SOCIAL JUSTICE MEDIA: Twitter Says It Found 201 Accounts Linked to Possible Russian Election Interference.
The company also told congressional investigators that the Russian-backed news site RT spent $274,100 on ads on Twitter last year. A U.S. intelligence report said RT sought to meddle in the U.S. election.
The revelations, coming weeks after Facebook Inc. first disclosed Russian actors paid for divisive political ads on its platform, further inflame tensions that Russians sought to manipulate public opinion in the U.S. through social media. Russia has denied interfering in the election.
Twitter’s announcement drew a swift rebuke from some congressional leaders including Mark Warner, a Virginia Democrat and the vice chairman of the Senate Intelligence Committee, which is investigating Russian activities during the election. Mr. Warner called the meeting with Twitter “deeply disappointing” and said the company hadn’t done enough to examine the extent of Russian activity on its platform.

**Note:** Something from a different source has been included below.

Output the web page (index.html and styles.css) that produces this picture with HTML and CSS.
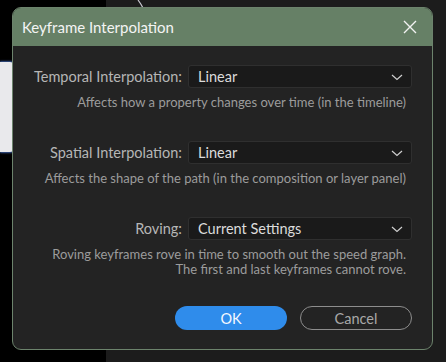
FILE: index.html
```html
<!DOCTYPE html>
<html lang="en">
<head>
    <meta charset="UTF-8">
    <title>Keyframe Interpolation</title>
    <link rel="stylesheet" href="styles.css">
</head>
<body>

<!-- stuff from the app behind the dialog -->
<div class="backdrop">
    <div class="blob"></div>
    <svg class="curve" width="60" height="10" viewBox="0 0 60 10">
        <path d="M31 0 Q34 4 36 8" stroke="#c8c8d0" stroke-width="1.2" fill="none"/>
    </svg>
</div>

<div class="dialog">
    <div class="titlebar">
        <span class="title">Keyframe Interpolation</span>
        <svg class="close" width="14" height="14" viewBox="0 0 14 14">
            <path d="M1 1 L13 13 M13 1 L1 13" stroke="#f2f2f2" stroke-width="1.4" fill="none"/>
        </svg>
    </div>

    <div class="content">
        <div class="section">
            <div class="row">
                <label class="label">Temporal Interpolation:</label>
                <div class="select">
                    <span>Linear</span>
                    <svg class="chevron" width="12" height="8" viewBox="0 0 12 8">
                        <path d="M1 2 L6 6.5 L11 2" stroke="#cfcfcf" stroke-width="1.2" fill="none"/>
                    </svg>
                </div>
            </div>
            <p class="hint">Affects how a property changes over time (in the timeline)</p>
        </div>

        <div class="section">
            <div class="row">
                <label class="label">Spatial Interpolation:</label>
                <div class="select">
                    <span>Linear</span>
                    <svg class="chevron" width="12" height="8" viewBox="0 0 12 8">
                        <path d="M1 2 L6 6.5 L11 2" stroke="#cfcfcf" stroke-width="1.2" fill="none"/>
                    </svg>
                </div>
            </div>
            <p class="hint">Affects the shape of the path (in the composition or layer panel)</p>
        </div>

        <div class="section">
            <div class="row">
                <label class="label">Roving:</label>
                <div class="select">
                    <span>Current Settings</span>
                    <svg class="chevron" width="12" height="8" viewBox="0 0 12 8">
                        <path d="M1 2 L6 6.5 L11 2" stroke="#cfcfcf" stroke-width="1.2" fill="none"/>
                    </svg>
                </div>
            </div>
            <p class="hint">Roving keyframes rove in time to smooth out the speed graph.<br>The first and last keyframes cannot rove.</p>
        </div>

        <div class="buttons">
            <button class="btn btn-ok">OK</button>
            <button class="btn btn-cancel">Cancel</button>
        </div>
    </div>
</div>

</body>
</html>
```

FILE: styles.css
```css
body {
    margin: 0;
    padding: 7px 0 0 12px;
    height: 362px;
    box-sizing: border-box;
    overflow: hidden;
    font-family: Lato, "Open Sans", sans-serif;
    background: linear-gradient(90deg, #000 0, #000 106px, #1c1c1c 106px);
    position: relative;
}

.backdrop .blob {
    position: absolute;
    left: 0;
    top: 62px;
    width: 16px;
    height: 90px;
    background-color: #e9e9ec;
    border-radius: 0 6px 6px 0;
    box-shadow: 0 -1px 2px #3a5a9a, 0 1px 2px #3a5a9a;
}

.backdrop .curve {
    position: absolute;
    left: 107px;
    top: 0;
}

.dialog {
    position: relative;
    width: 421px;
    height: 343px;
    background-color: #232323;
    border: 1px solid #6c836c;
    border-radius: 9px;
    box-sizing: border-box;
    overflow: hidden;
}

.titlebar {
    height: 38px;
    background-color: #668066;
    display: flex;
    align-items: center;
    justify-content: space-between;
    padding: 0 15px 0 9px;
}

.title {
    color: #f4f4f4;
    font-size: 15px;
}

.close {
    display: block;
}

.content {
    padding: 19px 20px 0 0;
}

.section {
    margin-bottom: 31px;
}

.row {
    display: grid;
    grid-template-columns: 169px 224px;
    column-gap: 6px;
    align-items: center;
}

.label {
    text-align: right;
    color: #b6b6b6;
    font-size: 14.5px;
}

.select {
    height: 23px;
    background-color: #1a1a1a;
    border: 1px solid #2f2f2f;
    border-radius: 3px;
    box-sizing: border-box;
    display: flex;
    align-items: center;
    justify-content: space-between;
    padding: 0 8px 0 9px;
    color: #dcdcdc;
    font-size: 14.5px;
}

.hint {
    margin: 7px 6px 0 0;
    text-align: right;
    color: #9c9c9c;
    font-size: 13px;
    line-height: 15px;
}

.buttons {
    display: flex;
    justify-content: flex-end;
    gap: 13px;
    margin-top: -2px;
}

.btn {
    width: 112px;
    height: 24px;
    border-radius: 12px;
    font-family: inherit;
    font-size: 14.5px;
    padding: 0;
    box-sizing: border-box;
}

.btn-ok {
    background-color: #2f8ceb;
    border: none;
    color: #f4f8ff;
}

.btn-cancel {
    background-color: transparent;
    border: 1.5px solid #8d8d8d;
    color: #a8a8a8;
}
```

The blue-on-blue action is always fun, but a quarter-million dollar ad buy in a billion-dollar race barely adds up to a pittance. And anyway, the Russians were wise to be so cheap because: A) political ads don’t work, and; B) the Kremlin’s goal wasn’t to pick a winner but rather to sow dissension.
And on that last score, Democrats are proving themselves the Kremlin’s more-than-useful idiots.